The same dark forces that turned the bug by degrees into the Super Beetle turned Original Niki and Kelly into these two. We first met Niki snatching June’s purse to buy artisanal salami for his methskank Mom, then doing some impressive ethical acrobatics to talk himself into a big payday “reward” after an extended tutorial from Rex. Kelly started out a stereotypical Bad Girl running off to drug parties in the woods and having a Brush with Death before Seeing the Error of Her Ways. Now they’re all cleaned up, and droning out text like “Sarah’s a great kid and I like her very much” about hideous paint-spattered brat-monsters. Kids, don’t let the Morgans get anywhere near you, is what I’m saying.

Slylock Fox (panel), 7/20/14

Slylock’s totalitarian society descends into outright racism: “First they came for the skunks and I did not speak out, because I was not stinky.”

Lockhorns (panel), 7/20/14

Loretta, lack of wind is not the problem.

Also: Alfas haven’t had those bumpers since 1982. Has Leroy been bald 32 years?

Barney Google and Snuffy Smith, 7/20/14

Parson Tuttle’s own sins tend toward small-time grifting, so he’s plum tickled to get a lead on the more entertainin’ sinnin’ goin’ on in th’ Holler.

Piranha Club, 7/20/14

Now that right there is an authentic automobile. Own it, Ernie — own it as long as you possibly can. Doris will be happy to drive you to work.


— Uncle Lumpy

Post Content

Mark Trail, 7/15/14

“Call me Dirty, Mark, like my good friends do! You like me, Dirty, don’t you? I sure like it when you talk to me: Dirty. And I will be Dirty for you any time and any way you want!”

In Carson McCullers’ novel The Heart Is a Lonely Hunter, people constantly confide their deepest feelings in a character who is utterly incapable of understanding or helping them in any way. Mark Trail is exactly like that, but with more elephants and no actual hunting.

Archie, 7/15/14

One of the paradoxes of experimental psychology is that the paradigm for secondary reinforcement, which increases the frequency of a behavior, is identical to the paradigm for frustration, which decreases it. Both paradigms present stimuli associated with a primary reinforcer such as, oh, say, sexual release, but withhold the primary reinforcer itself. Archie, of course, has been dining out on that association for a long time – start with a stereotypically porny setup like oiling up your mostly-naked girlfriend by the pool in front of her angry but impotent father, but then cut to some dumb pratfall. Readers know it won’t deliver — it hasn’t for 72 years, and never will.

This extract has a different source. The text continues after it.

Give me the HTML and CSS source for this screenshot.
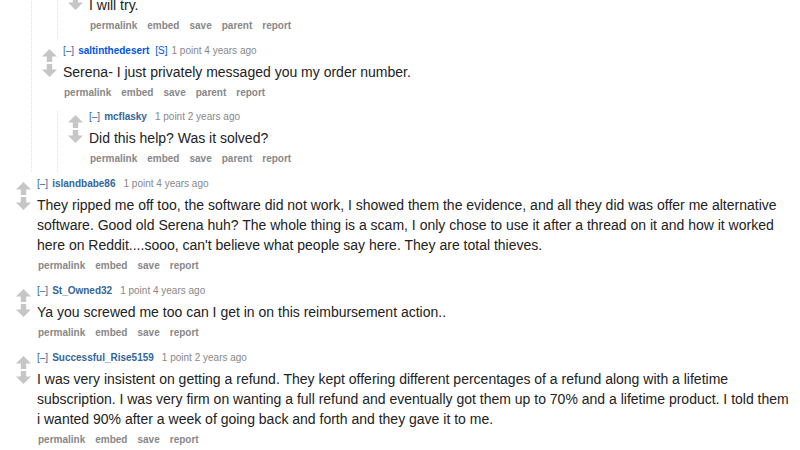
FILE: index.html
```html
<!DOCTYPE html>
<html>
<head>
<meta charset="utf-8">
<link rel="stylesheet" href="styles.css">
</head>
<body>
<div class="sitetable">

  <div class="comment">
    <div class="child">
      <div class="comment">
        <div class="child">
          <div class="comment">
            <div class="entry-row">
              <div class="midcol"><div class="arrow up"></div><div class="arrow down"></div></div>
              <div class="entry">
                <div class="tagline"></div>
                <div class="md">I will try.</div>
                <ul class="flat-list"><li>permalink</li><li>embed</li><li>save</li><li>parent</li><li>report</li></ul>
              </div>
            </div>
          </div>
        </div>
      </div>

      <div class="comment">
        <div class="entry-row">
          <div class="midcol"><div class="arrow up"></div><div class="arrow down"></div></div>
          <div class="entry">
            <div class="tagline"><span class="expand">[–]</span><a class="author submitter with-attrs">saltinthedesert</a><span class="userattrs">[<span class="submitter">S</span>]</span><span class="score">1 point</span> <span class="time">4 years ago</span></div>
            <div class="md">Serena- I just privately messaged you my order number.</div>
            <ul class="flat-list"><li>permalink</li><li>embed</li><li>save</li><li>parent</li><li>report</li></ul>
          </div>
        </div>
        <div class="child">
          <div class="comment">
            <div class="entry-row">
              <div class="midcol"><div class="arrow up"></div><div class="arrow down"></div></div>
              <div class="entry">
                <div class="tagline"><span class="expand">[–]</span><a class="author">mcflasky</a><span class="score">1 point</span> <span class="time">2 years ago</span></div>
                <div class="md">Did this help? Was it solved?</div>
                <ul class="flat-list"><li>permalink</li><li>embed</li><li>save</li><li>parent</li><li>report</li></ul>
              </div>
            </div>
          </div>
        </div>
      </div>
    </div>
  </div>

  <div class="comment">
    <div class="entry-row">
      <div class="midcol"><div class="arrow up"></div><div class="arrow down"></div></div>
      <div class="entry">
        <div class="tagline"><span class="expand">[–]</span><a class="author">islandbabe86</a><span class="score">1 point</span> <span class="time">4 years ago</span></div>
        <div class="md">They ripped me off too, the software did not work, I showed them the evidence, and all they did was offer me alternative software. Good old Serena huh? The whole thing is a scam, I only chose to use it after a thread on it and how it worked here on Reddit....sooo, can't believe what people say here. They are total thieves.</div>
        <ul class="flat-list"><li>permalink</li><li>embed</li><li>save</li><li>report</li></ul>
      </div>
    </div>
  </div>

  <div class="comment">
    <div class="entry-row">
      <div class="midcol"><div class="arrow up"></div><div class="arrow down"></div></div>
      <div class="entry">
        <div class="tagline"><span class="expand">[–]</span><a class="author">St_Owned32</a><span class="score">1 point</span> <span class="time">4 years ago</span></div>
        <div class="md">Ya you screwed me too can I get in on this reimbursement action..</div>
        <ul class="flat-list"><li>permalink</li><li>embed</li><li>save</li><li>report</li></ul>
      </div>
    </div>
  </div>

  <div class="comment">
    <div class="entry-row">
      <div class="midcol"><div class="arrow up"></div><div class="arrow down"></div></div>
      <div class="entry">
        <div class="tagline"><span class="expand">[–]</span><a class="author">Successful_Rise5159</a><span class="score">1 point</span> <span class="time">2 years ago</span></div>
        <div class="md">I was very insistent on getting a refund. They kept offering different percentages of a refund along with a lifetime subscription. I was very firm on wanting a full refund and eventually got them up to 70% and a lifetime product. I told them i wanted 90% after a week of going back and forth and they gave it to me.</div>
        <ul class="flat-list"><li>permalink</li><li>embed</li><li>save</li><li>report</li></ul>
      </div>
    </div>
  </div>

</div>
</body>
</html>
```
FILE: styles.css
```css
html, body {
  margin: 0;
  padding: 0;
  background: #ffffff;
  overflow: hidden;
}

body {
  font-family: "Liberation Sans", Arial, sans-serif;
  color: #222222;
}

.sitetable {
  margin-top: -22px;
  padding-left: 6px;
  padding-right: 7px;
}

.comment {
  margin-left: 10px;
}

.comment + .comment {
  margin-top: 6px;
}

.entry-row {
  display: flex;
  align-items: flex-start;
}

.midcol {
  width: 15px;
  flex: none;
  margin-right: 6px;
  padding-top: 4px;
  display: flex;
  flex-direction: column;
  gap: 2px;
}

.arrow {
  width: 15px;
  height: 13px;
  background: #c6c6c6;
}

.arrow.up {
  clip-path: polygon(50% 0, 100% 58%, 68% 58%, 68% 100%, 32% 100%, 32% 58%, 0 58%);
}

.arrow.down {
  clip-path: polygon(32% 0, 68% 0, 68% 42%, 100% 42%, 50% 100%, 0 42%, 32% 42%);
}

.entry {
  flex: 1;
  min-width: 0;
  padding-bottom: 7px;
}

.child {
  margin-left: 15px;
  border-left: 1px dotted #ddddff;
}

.entry-row + .child {
  margin-top: 5px;
}

.tagline {
  height: 12px;
  font-size: 10px;
  line-height: 12px;
  color: #888888;
  white-space: nowrap;
}

.expand {
  color: #336699;
  margin-right: 4px;
}

.author {
  color: #336699;
  font-weight: bold;
  margin-right: 8px;
}

.author.with-attrs {
  margin-right: 6px;
}

.author.submitter,
.submitter {
  color: #0055df;
}

.userattrs {
  color: #0055df;
  margin-right: 4px;
}

.userattrs .submitter {
  font-weight: normal;
}

.md {
  margin-top: 4.5px;
  font-size: 14px;
  line-height: 20px;
  color: #222222;
  max-width: 60em;
}

.flat-list {
  list-style: none;
  margin: 5.5px 0 0 1px;
  padding: 0;
  display: flex;
  gap: 10px;
  font-size: 10px;
  line-height: 12px;
  font-weight: bold;
  color: #888888;
}
```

I guess I’m just asking why anybody reads Archie, since it’s not porn.

Lockhorns, 7/15/14

It didn’t occur to me before seeing this panel today that Leroy and Loretta Lockhorn are never shown in casual daywear — check it out. Apparently in the absence of any sort of emotional connection they had been relying on deeply-ingrained but meaningless rituals to keep their lives from flying apart: parties, dress codes, weekly visits with Dr. Pullman, and other mechanisms to sustain their empty, endless charade of a marriage. It worked, too, right up until the instant Loretta said, “We’re not staying together for the sake of appearances — any more.”

Judge Parker, 7/15/14

OK, I’m posting this partly because the dialog doesn’t make any sense – it’s like the authors pasted in speech-bubbles left over from other strips so they could make a tee time:

“What do you know about the fashion business?”
“Lots! Remember Jules? He didn’t know anything about business!”
“We met at an institute design class! That has nothing to do with business either!”
“But Jules was into shoes! Are we even talking about business any more?”
“That’s what design classes are for … to spark a passion! For shoes! Or Jules! Certainly not business — or design, whatever that is!”

But I mostly want to express my irritation that we are probably headed for a do-over of one of the most grindingly dull Judge Parker stories of all time, justly ignored in Josh’s retrospective: Mopey Eurotrash Jules and Sam the Man with a Business Plan. Spoiler: Sam winds up with a million-dollar stake in Jules’ business just because.